Excerpted data:
---*---

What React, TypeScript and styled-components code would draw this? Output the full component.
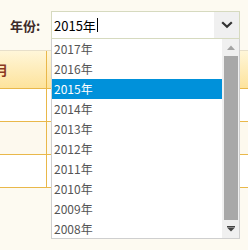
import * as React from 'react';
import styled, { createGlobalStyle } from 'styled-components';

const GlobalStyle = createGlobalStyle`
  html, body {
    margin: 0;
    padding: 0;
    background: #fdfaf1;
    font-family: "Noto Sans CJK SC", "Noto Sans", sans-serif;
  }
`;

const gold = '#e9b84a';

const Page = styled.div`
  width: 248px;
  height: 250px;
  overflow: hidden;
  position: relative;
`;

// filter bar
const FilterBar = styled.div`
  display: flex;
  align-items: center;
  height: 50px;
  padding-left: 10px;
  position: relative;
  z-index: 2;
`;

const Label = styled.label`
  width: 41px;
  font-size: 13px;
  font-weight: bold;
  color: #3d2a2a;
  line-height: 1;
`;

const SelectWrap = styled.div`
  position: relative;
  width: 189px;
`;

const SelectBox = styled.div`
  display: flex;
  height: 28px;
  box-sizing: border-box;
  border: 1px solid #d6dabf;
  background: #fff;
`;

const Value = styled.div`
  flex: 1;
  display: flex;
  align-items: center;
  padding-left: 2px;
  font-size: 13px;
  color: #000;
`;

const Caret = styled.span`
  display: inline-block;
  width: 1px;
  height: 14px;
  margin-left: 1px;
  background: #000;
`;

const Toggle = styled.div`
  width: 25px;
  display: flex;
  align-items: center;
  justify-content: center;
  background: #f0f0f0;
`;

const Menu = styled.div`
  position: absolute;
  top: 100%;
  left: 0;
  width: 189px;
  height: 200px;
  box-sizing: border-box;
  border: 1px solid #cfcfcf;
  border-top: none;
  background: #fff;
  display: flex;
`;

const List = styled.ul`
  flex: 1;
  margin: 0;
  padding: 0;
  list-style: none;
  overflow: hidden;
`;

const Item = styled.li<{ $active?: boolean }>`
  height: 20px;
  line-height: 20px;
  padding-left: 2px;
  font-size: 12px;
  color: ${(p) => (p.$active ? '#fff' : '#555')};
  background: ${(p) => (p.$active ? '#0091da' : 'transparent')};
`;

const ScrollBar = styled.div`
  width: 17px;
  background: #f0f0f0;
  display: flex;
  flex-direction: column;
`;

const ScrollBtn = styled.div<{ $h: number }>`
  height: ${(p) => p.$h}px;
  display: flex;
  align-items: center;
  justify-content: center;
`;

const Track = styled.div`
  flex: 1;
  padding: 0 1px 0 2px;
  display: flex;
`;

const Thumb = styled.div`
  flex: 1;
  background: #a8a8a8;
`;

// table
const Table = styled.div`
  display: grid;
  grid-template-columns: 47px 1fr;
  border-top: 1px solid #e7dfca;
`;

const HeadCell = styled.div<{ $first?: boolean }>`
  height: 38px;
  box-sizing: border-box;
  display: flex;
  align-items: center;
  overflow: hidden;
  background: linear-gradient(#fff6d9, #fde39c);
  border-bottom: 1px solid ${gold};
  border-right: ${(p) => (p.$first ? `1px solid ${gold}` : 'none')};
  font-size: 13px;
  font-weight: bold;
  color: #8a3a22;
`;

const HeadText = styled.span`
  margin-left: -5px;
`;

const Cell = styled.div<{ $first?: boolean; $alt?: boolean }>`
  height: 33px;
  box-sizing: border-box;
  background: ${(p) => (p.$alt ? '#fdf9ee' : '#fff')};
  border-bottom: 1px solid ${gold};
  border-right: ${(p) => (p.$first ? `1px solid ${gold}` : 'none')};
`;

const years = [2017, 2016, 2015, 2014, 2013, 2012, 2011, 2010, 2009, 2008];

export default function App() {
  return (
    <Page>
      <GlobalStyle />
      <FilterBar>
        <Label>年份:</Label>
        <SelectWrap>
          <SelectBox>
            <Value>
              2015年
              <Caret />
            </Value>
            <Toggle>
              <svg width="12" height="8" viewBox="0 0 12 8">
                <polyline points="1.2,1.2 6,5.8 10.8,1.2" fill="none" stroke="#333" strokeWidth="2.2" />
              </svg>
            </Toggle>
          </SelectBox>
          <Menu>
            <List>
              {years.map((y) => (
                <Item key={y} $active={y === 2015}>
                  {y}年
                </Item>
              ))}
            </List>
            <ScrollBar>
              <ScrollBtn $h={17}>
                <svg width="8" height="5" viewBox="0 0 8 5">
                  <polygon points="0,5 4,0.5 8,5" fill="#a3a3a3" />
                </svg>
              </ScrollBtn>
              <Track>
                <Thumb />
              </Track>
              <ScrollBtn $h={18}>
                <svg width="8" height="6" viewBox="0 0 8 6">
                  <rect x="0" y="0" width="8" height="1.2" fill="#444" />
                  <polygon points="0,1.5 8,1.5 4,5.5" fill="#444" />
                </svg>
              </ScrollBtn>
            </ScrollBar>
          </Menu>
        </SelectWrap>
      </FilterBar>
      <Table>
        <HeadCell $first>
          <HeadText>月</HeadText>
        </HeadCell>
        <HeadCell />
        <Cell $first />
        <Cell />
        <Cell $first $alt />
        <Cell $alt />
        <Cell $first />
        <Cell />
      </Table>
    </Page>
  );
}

---*---

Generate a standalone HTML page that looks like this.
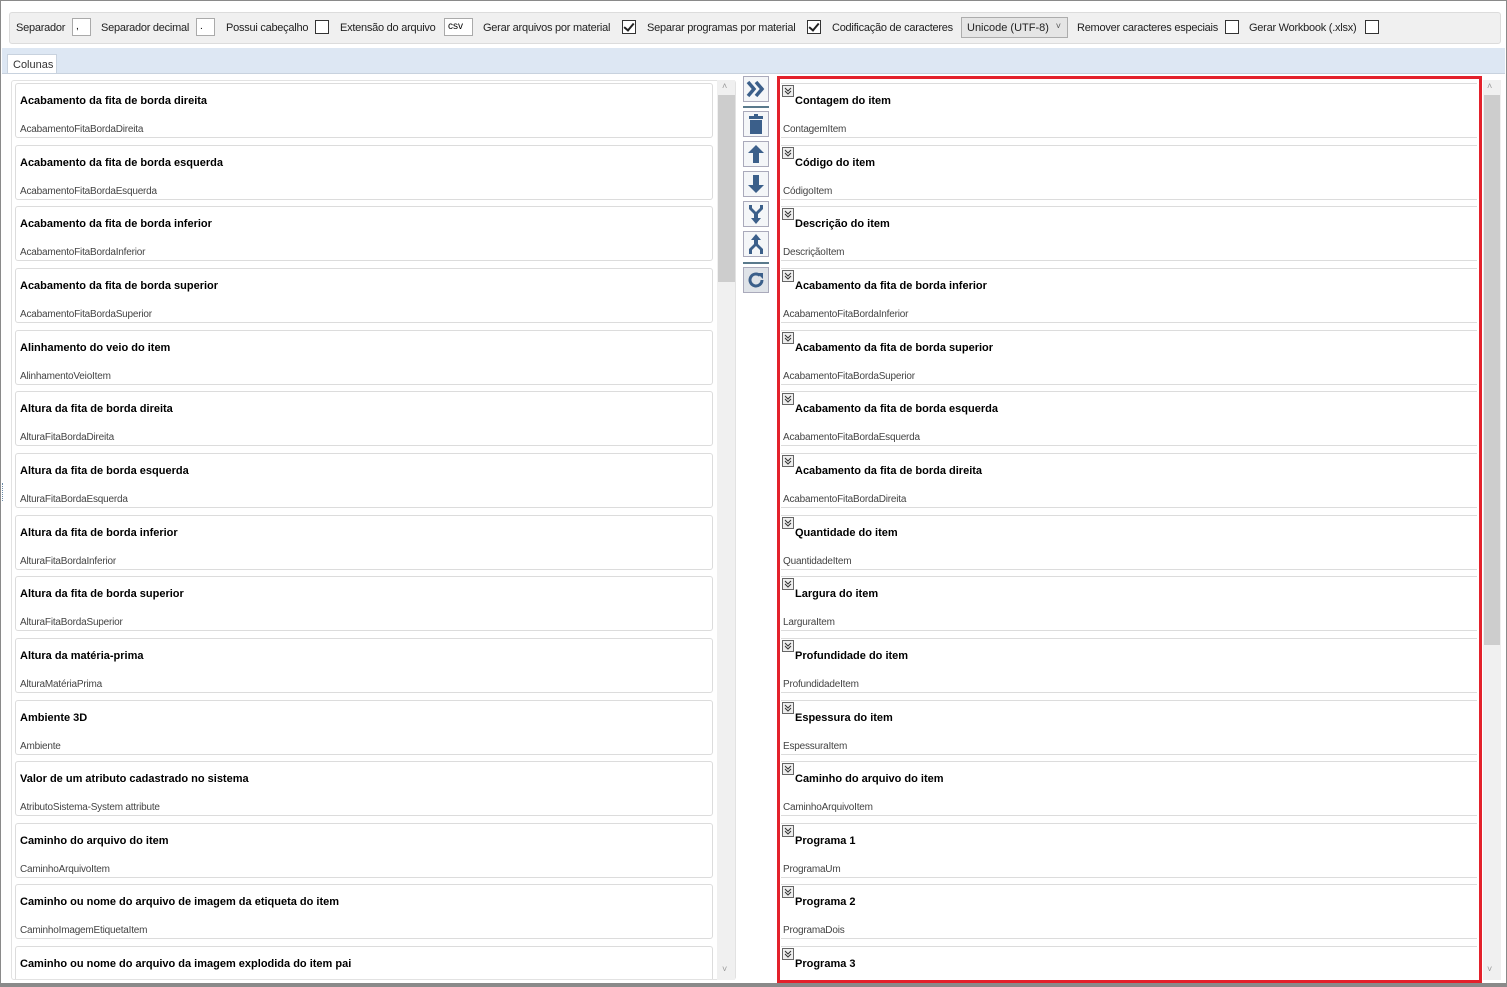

---*---

Work to do: Find the string "this" in the listing and return every line that holds it.

Final result:
What React, TypeScript and styled-components code would draw this? Output the full component.
Generate a standalone HTML page that looks like this.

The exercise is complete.